WHAT IS REQUIRED: Each line containing the word "Write" must be reported.
---------- DATA EXTRACT ----------
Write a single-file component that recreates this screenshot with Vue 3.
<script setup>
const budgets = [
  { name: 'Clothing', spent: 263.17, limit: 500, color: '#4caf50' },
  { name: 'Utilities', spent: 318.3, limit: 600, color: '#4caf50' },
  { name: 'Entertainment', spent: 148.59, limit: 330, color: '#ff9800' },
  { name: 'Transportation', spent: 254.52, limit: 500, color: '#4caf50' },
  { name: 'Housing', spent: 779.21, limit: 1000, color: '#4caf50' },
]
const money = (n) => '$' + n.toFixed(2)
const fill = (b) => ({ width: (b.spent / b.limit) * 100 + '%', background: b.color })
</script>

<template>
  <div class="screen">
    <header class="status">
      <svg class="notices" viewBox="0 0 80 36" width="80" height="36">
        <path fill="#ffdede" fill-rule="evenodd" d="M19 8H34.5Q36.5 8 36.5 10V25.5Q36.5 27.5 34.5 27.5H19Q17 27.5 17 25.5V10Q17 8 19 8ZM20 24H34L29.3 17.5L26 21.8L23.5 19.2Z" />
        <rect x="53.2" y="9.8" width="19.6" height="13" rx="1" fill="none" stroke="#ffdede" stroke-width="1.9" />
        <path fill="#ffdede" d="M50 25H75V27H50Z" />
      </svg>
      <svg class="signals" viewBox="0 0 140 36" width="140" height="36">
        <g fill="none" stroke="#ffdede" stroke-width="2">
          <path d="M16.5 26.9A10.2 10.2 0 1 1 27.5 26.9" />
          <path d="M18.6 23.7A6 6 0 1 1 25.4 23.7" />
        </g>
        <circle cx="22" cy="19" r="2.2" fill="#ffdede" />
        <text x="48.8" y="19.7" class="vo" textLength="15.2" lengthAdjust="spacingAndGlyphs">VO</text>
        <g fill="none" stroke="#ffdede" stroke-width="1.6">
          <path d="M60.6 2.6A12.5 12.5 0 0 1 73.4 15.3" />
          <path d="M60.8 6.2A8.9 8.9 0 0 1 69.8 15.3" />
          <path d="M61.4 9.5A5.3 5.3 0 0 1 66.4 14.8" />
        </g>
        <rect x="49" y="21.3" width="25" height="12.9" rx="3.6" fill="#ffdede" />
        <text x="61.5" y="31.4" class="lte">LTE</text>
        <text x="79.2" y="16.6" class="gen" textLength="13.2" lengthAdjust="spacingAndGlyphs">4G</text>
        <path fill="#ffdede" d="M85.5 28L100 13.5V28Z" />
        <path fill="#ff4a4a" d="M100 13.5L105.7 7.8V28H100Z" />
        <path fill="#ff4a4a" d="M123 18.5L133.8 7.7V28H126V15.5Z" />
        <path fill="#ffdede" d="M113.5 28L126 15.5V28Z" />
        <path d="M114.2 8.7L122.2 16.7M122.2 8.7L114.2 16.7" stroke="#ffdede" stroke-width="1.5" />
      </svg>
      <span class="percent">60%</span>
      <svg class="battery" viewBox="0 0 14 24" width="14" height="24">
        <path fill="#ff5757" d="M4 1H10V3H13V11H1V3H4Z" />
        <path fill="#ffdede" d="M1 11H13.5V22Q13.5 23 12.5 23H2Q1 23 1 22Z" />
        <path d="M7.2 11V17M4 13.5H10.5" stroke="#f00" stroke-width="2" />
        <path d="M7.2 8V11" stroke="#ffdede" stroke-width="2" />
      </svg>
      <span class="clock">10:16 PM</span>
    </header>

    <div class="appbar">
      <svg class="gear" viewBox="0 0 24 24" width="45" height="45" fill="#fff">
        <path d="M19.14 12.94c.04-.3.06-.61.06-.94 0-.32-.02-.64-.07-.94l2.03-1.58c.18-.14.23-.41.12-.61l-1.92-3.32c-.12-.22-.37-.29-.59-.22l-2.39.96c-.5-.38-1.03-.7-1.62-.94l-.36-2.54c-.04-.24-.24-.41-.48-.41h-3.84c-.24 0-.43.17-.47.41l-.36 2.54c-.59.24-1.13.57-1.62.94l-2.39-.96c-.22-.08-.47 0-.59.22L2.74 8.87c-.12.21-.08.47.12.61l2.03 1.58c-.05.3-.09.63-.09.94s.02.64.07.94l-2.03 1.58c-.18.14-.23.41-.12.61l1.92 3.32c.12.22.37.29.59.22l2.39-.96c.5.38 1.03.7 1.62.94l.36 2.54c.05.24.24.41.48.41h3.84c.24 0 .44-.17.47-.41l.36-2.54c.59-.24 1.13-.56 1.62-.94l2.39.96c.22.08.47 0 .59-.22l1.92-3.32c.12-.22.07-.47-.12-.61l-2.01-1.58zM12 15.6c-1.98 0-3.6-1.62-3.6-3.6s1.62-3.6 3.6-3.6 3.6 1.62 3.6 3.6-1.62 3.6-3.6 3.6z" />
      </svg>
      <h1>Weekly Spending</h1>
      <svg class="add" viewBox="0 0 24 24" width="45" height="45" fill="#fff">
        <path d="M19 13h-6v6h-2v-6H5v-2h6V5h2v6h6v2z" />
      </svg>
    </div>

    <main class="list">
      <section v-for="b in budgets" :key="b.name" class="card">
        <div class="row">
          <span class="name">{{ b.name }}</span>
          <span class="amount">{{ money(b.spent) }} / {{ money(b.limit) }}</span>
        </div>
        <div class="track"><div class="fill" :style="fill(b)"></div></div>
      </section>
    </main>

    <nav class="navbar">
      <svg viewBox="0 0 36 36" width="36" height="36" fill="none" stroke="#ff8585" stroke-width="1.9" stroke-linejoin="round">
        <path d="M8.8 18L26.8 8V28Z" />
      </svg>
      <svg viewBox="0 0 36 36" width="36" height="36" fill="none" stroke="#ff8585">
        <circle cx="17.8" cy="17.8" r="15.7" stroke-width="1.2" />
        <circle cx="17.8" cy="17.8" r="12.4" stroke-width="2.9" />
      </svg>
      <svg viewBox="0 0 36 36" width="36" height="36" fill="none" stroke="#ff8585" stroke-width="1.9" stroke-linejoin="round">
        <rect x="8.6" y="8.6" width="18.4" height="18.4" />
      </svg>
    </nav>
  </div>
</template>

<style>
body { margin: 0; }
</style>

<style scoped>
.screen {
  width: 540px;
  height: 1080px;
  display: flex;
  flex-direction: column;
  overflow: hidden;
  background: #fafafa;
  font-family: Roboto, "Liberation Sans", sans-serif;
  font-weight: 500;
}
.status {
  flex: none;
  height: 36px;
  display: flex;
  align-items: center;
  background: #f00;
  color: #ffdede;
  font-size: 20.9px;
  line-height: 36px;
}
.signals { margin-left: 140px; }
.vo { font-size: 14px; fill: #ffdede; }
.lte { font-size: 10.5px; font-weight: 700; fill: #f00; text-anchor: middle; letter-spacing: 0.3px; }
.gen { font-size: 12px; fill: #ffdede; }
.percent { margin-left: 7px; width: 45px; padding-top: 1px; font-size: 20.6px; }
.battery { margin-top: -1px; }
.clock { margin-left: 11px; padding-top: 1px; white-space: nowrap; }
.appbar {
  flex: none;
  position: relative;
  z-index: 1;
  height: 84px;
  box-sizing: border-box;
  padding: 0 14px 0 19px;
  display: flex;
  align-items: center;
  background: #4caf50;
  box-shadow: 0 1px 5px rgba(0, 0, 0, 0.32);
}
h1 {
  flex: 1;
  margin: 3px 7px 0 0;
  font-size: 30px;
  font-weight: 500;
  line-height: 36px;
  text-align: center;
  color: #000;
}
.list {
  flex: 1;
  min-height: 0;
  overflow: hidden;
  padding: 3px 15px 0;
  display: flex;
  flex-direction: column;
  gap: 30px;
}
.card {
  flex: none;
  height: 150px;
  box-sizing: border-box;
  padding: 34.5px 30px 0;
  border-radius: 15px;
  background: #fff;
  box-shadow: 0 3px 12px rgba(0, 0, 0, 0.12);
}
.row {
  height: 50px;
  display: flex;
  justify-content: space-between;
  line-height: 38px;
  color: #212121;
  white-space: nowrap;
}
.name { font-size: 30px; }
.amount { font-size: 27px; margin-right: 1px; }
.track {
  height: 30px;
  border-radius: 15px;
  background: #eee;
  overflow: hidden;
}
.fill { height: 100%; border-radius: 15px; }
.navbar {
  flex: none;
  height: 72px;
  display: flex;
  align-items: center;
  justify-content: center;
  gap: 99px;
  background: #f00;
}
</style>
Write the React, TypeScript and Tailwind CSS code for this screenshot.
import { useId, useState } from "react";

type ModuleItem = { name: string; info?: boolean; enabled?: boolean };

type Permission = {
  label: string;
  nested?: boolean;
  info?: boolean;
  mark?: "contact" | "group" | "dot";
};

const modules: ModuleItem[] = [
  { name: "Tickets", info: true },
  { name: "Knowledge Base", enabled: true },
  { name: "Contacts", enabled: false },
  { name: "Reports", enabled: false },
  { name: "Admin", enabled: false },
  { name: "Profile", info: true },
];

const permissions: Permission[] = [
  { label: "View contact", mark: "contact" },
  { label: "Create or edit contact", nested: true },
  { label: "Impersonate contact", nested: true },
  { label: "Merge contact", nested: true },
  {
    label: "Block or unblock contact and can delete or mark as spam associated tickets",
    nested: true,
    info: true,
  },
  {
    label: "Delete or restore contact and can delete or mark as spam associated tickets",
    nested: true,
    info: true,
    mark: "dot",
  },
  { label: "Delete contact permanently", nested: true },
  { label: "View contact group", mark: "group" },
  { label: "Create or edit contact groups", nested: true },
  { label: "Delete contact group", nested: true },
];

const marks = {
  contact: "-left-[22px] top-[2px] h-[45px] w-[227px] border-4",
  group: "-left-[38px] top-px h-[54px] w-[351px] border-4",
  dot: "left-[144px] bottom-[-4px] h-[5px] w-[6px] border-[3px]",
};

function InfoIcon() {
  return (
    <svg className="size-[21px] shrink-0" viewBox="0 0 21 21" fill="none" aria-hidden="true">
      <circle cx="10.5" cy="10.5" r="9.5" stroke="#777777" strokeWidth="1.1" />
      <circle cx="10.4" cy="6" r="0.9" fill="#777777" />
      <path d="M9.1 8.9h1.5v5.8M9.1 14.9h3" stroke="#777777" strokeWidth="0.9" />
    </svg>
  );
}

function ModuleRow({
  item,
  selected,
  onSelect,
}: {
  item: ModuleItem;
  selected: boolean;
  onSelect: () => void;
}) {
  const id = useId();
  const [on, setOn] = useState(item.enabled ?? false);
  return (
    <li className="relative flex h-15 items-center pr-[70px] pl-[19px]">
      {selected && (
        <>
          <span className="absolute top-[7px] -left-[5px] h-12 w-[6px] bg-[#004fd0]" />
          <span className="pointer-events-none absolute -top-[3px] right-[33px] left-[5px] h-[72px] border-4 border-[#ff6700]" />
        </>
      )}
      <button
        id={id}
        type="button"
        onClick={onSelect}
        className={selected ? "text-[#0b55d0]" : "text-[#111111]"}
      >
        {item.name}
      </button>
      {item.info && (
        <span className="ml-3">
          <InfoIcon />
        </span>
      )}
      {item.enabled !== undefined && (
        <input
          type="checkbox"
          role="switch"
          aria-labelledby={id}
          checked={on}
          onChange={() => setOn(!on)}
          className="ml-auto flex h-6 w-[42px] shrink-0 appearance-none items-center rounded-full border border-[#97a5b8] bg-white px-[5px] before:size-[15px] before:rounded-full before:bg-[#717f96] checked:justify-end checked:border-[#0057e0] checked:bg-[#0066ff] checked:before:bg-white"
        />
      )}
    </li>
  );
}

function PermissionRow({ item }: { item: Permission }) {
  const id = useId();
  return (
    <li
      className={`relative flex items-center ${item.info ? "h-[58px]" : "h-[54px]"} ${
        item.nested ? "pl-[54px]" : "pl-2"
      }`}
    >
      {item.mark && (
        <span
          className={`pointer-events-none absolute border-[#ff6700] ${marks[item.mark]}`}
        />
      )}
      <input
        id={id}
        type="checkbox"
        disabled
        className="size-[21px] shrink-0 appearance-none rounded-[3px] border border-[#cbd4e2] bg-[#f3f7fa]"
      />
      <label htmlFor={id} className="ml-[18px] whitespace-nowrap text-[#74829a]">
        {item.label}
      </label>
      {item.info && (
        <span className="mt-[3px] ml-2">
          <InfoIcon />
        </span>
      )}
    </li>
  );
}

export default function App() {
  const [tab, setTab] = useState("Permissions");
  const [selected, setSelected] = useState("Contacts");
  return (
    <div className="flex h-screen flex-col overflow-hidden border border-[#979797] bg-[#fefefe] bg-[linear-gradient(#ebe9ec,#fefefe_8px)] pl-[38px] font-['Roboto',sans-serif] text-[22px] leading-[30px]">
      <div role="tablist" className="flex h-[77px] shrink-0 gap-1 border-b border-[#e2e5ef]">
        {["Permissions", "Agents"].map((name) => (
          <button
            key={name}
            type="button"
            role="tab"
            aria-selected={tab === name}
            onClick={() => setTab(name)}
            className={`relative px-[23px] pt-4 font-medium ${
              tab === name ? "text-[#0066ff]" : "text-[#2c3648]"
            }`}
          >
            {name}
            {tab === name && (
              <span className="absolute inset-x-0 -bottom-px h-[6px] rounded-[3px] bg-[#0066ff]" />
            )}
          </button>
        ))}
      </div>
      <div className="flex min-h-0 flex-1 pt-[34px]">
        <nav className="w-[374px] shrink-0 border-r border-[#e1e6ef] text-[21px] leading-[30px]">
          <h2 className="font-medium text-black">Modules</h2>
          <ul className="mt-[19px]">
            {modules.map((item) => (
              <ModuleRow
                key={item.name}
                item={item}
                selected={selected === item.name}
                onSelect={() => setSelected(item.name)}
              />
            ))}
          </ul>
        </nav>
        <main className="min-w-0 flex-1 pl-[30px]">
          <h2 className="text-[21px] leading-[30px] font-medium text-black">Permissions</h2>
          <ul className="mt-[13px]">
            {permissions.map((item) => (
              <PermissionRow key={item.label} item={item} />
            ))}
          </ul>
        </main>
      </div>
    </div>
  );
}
----------
SOLUTION TO THIS PROBLEM:
Write a single-file component that recreates this screenshot with Vue 3.
Write the React, TypeScript and Tailwind CSS code for this screenshot.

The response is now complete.